Peran Mahasiswa Dalam Melawan Kekerasan Seksual di Lingkungan Kampus

 Ketidakadilan gender selalu menjadi masalah bagi kehidupan keseharian kita, tak terkecuali dalam perguruan tinggi. Dari mulai kasus kekerasan seksual, kepemimpinan laki-laki lebih banyak dari pada perempuan, hegemoni kepemimpinan maskulin, objektifikasi terhadap perempuan, dan masih banyak lagi. Permasalahan diatas banyak dialami oleh perempuan, dikarenakan perempuan dipandang sebagai manusia yang lebih rendah daripada laki-laki dan menganggap laki-laki memiliki peran lebih besar dari perempuan hal ini sering kita sebut budaya patriarki (Apriliandra & Krisnani, 2021). Budaya patrarki ini membentuk pemikiran masyarakat, sehingga diyakini dan diimani oleh masyarakat yang dimanapemikiran tersebut merugikan perempuan,yang akhirnya terjadilah masalah ketidakadilan gender seperti disebutkan diatas.

Cita-cita perjuangan untuk mencapai keadilan gender yang dimana relasi antar perempuan dan laki-laki tidak saling mendominasi, tidak mendiskriminasi, dan saling menghormati satu sama lain.Keadilan genderpun sesuai dengan ajaran agama islam yang telah Rasulullah SAW perjuangkan. Pada masa jahiliyah, perempuan seperti barang yang bisa dijual dan ditukar, perempuan juga dipandang sebagai manusia yang lebih rendah dari binatang. Kemudian budaya jahiliyah ini berubah semenjak datangnya Rasulullah SAW. Yang dimana perempuan menjadi lebih dihargai ,dihormati dan dipandang secara luhur. Sangat disayangkan islam yang telah Rasulullah SAW bawakan untuk menghargai dan mengangkat derajat perempuan berbanding terbalik dengan praktek yang terjadi saat ini. Ketidakadilan yang terjadi tentu saja bukan  watak dari agama itu sendiri melainkan pengaruh dari ideologi, budaya dan politik.

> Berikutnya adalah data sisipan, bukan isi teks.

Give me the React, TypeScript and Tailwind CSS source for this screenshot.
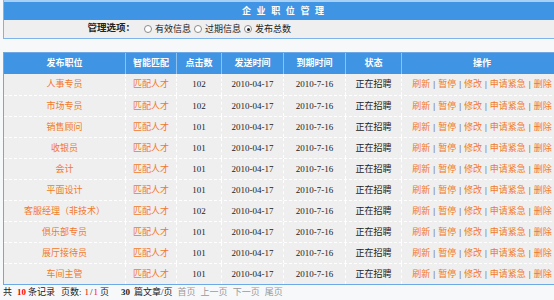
const jobs = [
  { title: "人事专员", clicks: 102 },
  { title: "市场专员", clicks: 102 },
  { title: "销售顾问", clicks: 101 },
  { title: "收银员", clicks: 101 },
  { title: "会计", clicks: 101 },
  { title: "平面设计", clicks: 101 },
  { title: "客服经理（非技术）", clicks: 102 },
  { title: "俱乐部专员", clicks: 101 },
  { title: "展厅接待员", clicks: 101 },
  { title: "车间主管", clicks: 101 },
];

const cols = "grid grid-cols-[122px_51px_45px_62px_62px_56px_1fr]";
const actions = ["刷新", "暂停", "修改", "申请紧急", "删除"];

function Radio({ checked, label }: { checked?: boolean; label: string }) {
  return (
    <span className="flex items-center mr-[3px]">
      <span className="w-[8px] h-[8px] rounded-full border border-[#8a8a8a] bg-white flex items-center justify-center mr-[3px]">
        {checked && <span className="w-[3px] h-[3px] rounded-full bg-[#222]" />}
      </span>
      {label}
    </span>
  );
}

export default function App() {
  return (
    <div
      className="w-[554px] h-[300px] overflow-hidden bg-[#f7f8fa] text-[9px] leading-none text-[#222]"
      style={{ fontFamily: '"Liberation Serif", "Noto Sans CJK SC", serif' }}
    >
      <div className="ml-[3px] w-[560px]">
        {/* header box */}
        <div className="border-x border-b border-[#7fb4ea]">
          <div className="h-[20px] bg-[#3f95e4] border-t-2 border-[#a8cff4] flex items-center justify-center">
            <span className="font-bold text-white tracking-[5.6px] pl-[5.6px]">企业职位管理</span>
          </div>
          <div className="h-[18px] bg-[#efefef] flex items-center">
            <span className="w-[131px] text-right font-bold text-[9.5px]">管理选项：</span>
            <span className="ml-[9px] flex items-center">
              <Radio label="有效信息" />
              <Radio label="过期信息" />
              <Radio checked label="发布总数" />
            </span>
          </div>
        </div>

        {/* table */}
        <div className="mt-[13px] border border-[#6ea9e6]">
          <div className={`${cols} h-[21px] bg-[#3f95e4] text-white font-bold`}>
            {["发布职位", "智能匹配", "点击数", "发送时间", "到期时间", "状态", "操作"].map((h, i) => (
              <div
                key={h}
                className={`flex items-center justify-center ${i < 6 ? "border-r border-[#8fc2f0]" : ""}`}
              >
                {h}
              </div>
            ))}
          </div>
          {jobs.map((job, r) => (
            <div
              key={job.title}
              className={`${cols} h-[21px] bg-[#efefef] ${r > 0 ? "border-t border-dashed border-white" : ""}`}
            >
              <div className="flex items-center justify-center border-r border-dashed border-white text-[#f2792a]">
                {job.title}
              </div>
              <div className="flex items-center justify-center border-r border-dashed border-white text-[#f2792a]">
                匹配人才
              </div>
              <div className="flex items-center justify-center border-r border-dashed border-white">{job.clicks}</div>
              <div className="flex items-center justify-center border-r border-dashed border-white">2010-04-17</div>
              <div className="flex items-center justify-center border-r border-dashed border-white">2010-7-16</div>
              <div className="flex items-center justify-center border-r border-dashed border-white">正在招聘</div>
              <div className="flex items-center justify-center">
                {actions.map((a, i) => (
                  <span key={a} className="flex items-center">
                    {i > 0 && <span className="ml-[3px] mr-[3px] text-[#333]">|</span>}
                    <span className="text-[#f2792a]">{a}</span>
                  </span>
                ))}
              </div>
            </div>
          ))}
        </div>

        {/* footer */}
        <div className="h-[14px] flex items-center whitespace-pre">
          <span>共</span>
          <span className="ml-[5px] text-[#ff0000] font-bold">10</span>
          <span className="ml-[2px]">条记录</span>
          <span className="ml-[6px]">页数:</span>
          <span className="ml-[3px] text-[#cc0000]">1</span>
          <span className="ml-[1px]">/</span>
          <span className="ml-[1px] text-[#ff0000]">1</span>
          <span className="ml-[2px]">页</span>
          <span className="ml-[12px] font-bold">30</span>
          <span className="ml-[4px]">篇文章/页</span>
          <span className="ml-[5px] text-[#999]">首页</span>
          <span className="ml-[5px] text-[#999]">上一页</span>
          <span className="ml-[5px] text-[#999]">下一页</span>
          <span className="ml-[5px] text-[#999]">尾页</span>
        </div>
      </div>
    </div>
  );
}
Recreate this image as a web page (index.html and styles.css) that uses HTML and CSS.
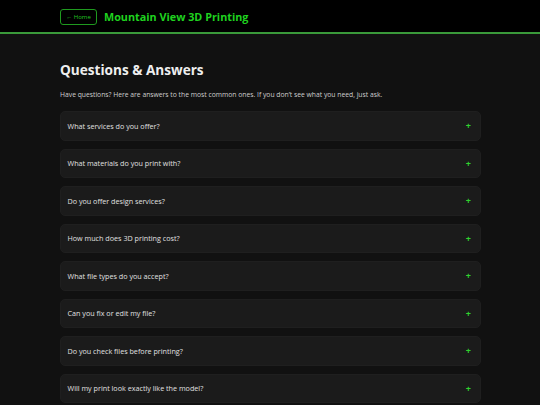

Di Indonesia,dengan perkembangan dan perubahan zaman, perempuan dan laki-laki mempunyai akses yang sama dalam hal pendidikan. Hal ini tidak terjadi begitu saja ,melainkan perempuan mendapatkan akses pendidikan berkat perjuangan perempuan itu sendiri. Saat ini masalah ketidakadilan gender bukan saja dalam memperjuangkan akses pendidikan yang setara, melainkan perjuangan untuk melawan bentuk-bentuk kekerasan seksual. Komnas perempuan mencatat dalam catatan tahunan pada tahun 2022 di provinsi jawa barat, menyebutkan jumlah kasus kekerasan seksual perempuan mencapai 58.395 orang, dengan memaparkan kasus kekerasan seksual yang terjadi di perguruan tinggi menempati urutan pertama. Tentu ini menjadi tantangan bagi kita semua untuk melawan kekerasan sekusal, khususnya dalam perguruan tinggi. Menurut penelitian lain disebutkan bahwa satu dari tiga perempuan dalam rentan usia 15-64 tahun mengaku pernah mengalami kekerasan seksual maupun kekerasan fisik, hal ini disebutkan oleh Indonesian National Women’s Life Experience Survey (2016 SPHPN): Study on Violence Against Women and Girls (Apriliandra & Krisnani, 2021). Melihat sejumlah data dari berbagai penelitian serta melihat kenyataan yang ada dilapangan, tidak bisa dipungkiri bahwa perempuan lebih banyak mendapatkan ketidakadilan gender sampai saat ini, khususnya dalam kasus kekerasan seksual. Akan tetapi, bukan berarti laki-laki tidak bisa menjadi korban kekerasan seksual.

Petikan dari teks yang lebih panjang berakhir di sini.